Perry’s Republican Governor’s Association is also known for illegally channeling one million dollars in corporate contributions from Houston real estate mogul Bob Perry to fund Rick Perry’s gubernatorial campaign in 2006. He’s also against the regulation of greenhouse gas emissions, based on the regulation’s effect on corporations. There’s no doubt that Rick Perry is in the back pocket of big business.
Michele Bachmann is no different. She’s also opposed cap and trade legislation that would see greenhouse gas emissions regulated and energy use taxed. She’s spoken out against federal programs that incentivize volunteerism with pay, comparing it to conscription. I’d say that it is combating unemployment, but I guess that’s for the corporations backing Bachmann and Perry to do.

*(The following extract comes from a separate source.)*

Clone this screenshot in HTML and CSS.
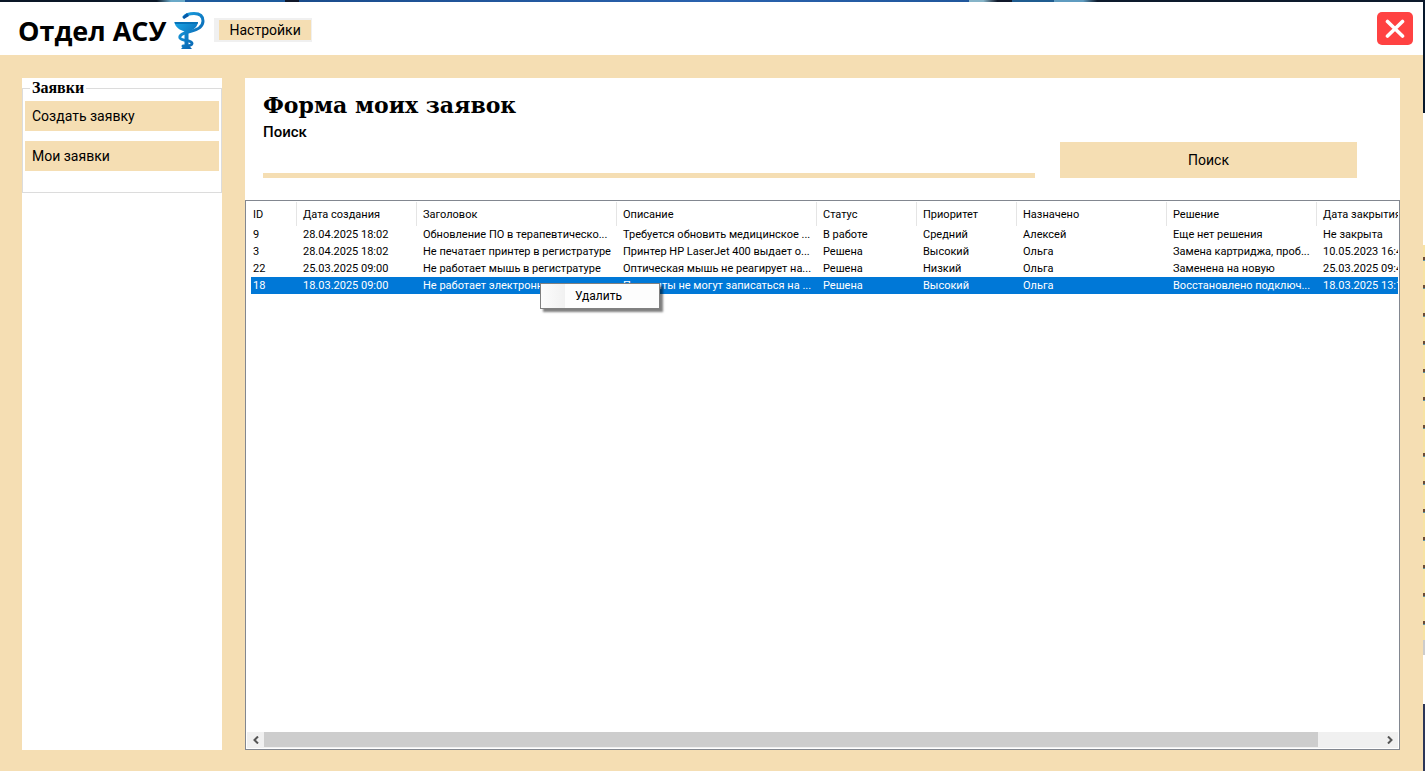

Bachmann’s also known for conscientiously slandering government health-care reform in a desperate effort to derail it, adding her own addled paranoia to the unfounded “death panel” fiasco. And why? Because government health-care might leave some private health-care tycoon high and dry?
I think Daily Show host Jon Stewart said it best when he likened government health-care to the United States Postal Service, explaining that just because there is a USPS, that doesn’t mean there isn’t room for FedEx, UPS, DHL, and others. The health-care reform doesn’t commit every citizen exclusively to a government-run provider; it’s there to help unfortunate people that can’t find a provider that will cover them and/or their families.
Rick Perry lashed out at government regulation of private businesses over the weekend in keeping with his anti-tax/pro-business platform, his main beef being a rejection of Boeing’s proposed facility in South Carolina. Perry would tell you that regulation is fascism, and that no one should be able to tell a private company what to do. Just knowing that there are people out there picketing for this stuff makes my skin crawl. Let’s take a look at what lack of regulation has produced for America just within the last few years:
When bonds companies were packaging subprime mortgages into AAA-rated tranches that would nearly cripple the US stock market in 2008, it wasn’t because the indicators of consumer default were imperceptible, or even that these bonds companies were acting at all covertly in turning those volatile loans into collateral for minimum risk bonds. Even the ratings agencies were content to give the bonds backed by bad loans their highest appraisals to create a brighter outlook on the market, generating high-risk/high-reward trading under the guise of normal day-to-day transactions. There were plenty of Wall Street traders who immediately marked all of the obvious warning signs (just take a look at the firsthand accounts in Michael Lewis’ The Big Short to see how obvious it all really was), but the reason the market crashed was because there was no quantifiable government presence in the market to note the same looming thunderheads of recession that Wall Street saw coming months preceding the financial meltdown. The federal Securities and Exchange Commission had taken a laissez-faire stance, allowing bondsmen to generate these bonds and their convoluted parameters practically out of thin air! Wall Street was making up the rules as they went, and many of them had even started betting against their own loans to reap fortunes as the housing bubble burst.
How does that make anti-regulation policies sound enticing at all? How does that help the average consumer who is most impacted by the economic fallout of corporate blunders? How does corporate hubris and arrogant irresponsibility justify privatizing public sector programs and services or abolishing government involvement in the private sector?
More importantly, why would we give the reigns to another George W. Bush when we have just barley started cleaning up the mess the last one left for us in 2008? It’s true that Obama is a little too timid, a little too calm, to be going toe-to-toe with the radical ideals of the Tea Party and their GOP cronies, but the man is trying in earnest to course-correct the economy. It’s unfortunately a process of trial and error so far, but we would be naive to think that nearly a decade of poor economic decision making could be cleaned up in three or four years. Two of the country's longest and most costly wars and tax cuts to the rich have taken quite a toll on America. It’s going to be a long haul, one that a reinstitution of trickledown policies and extension of Bush tax cuts can only make longer.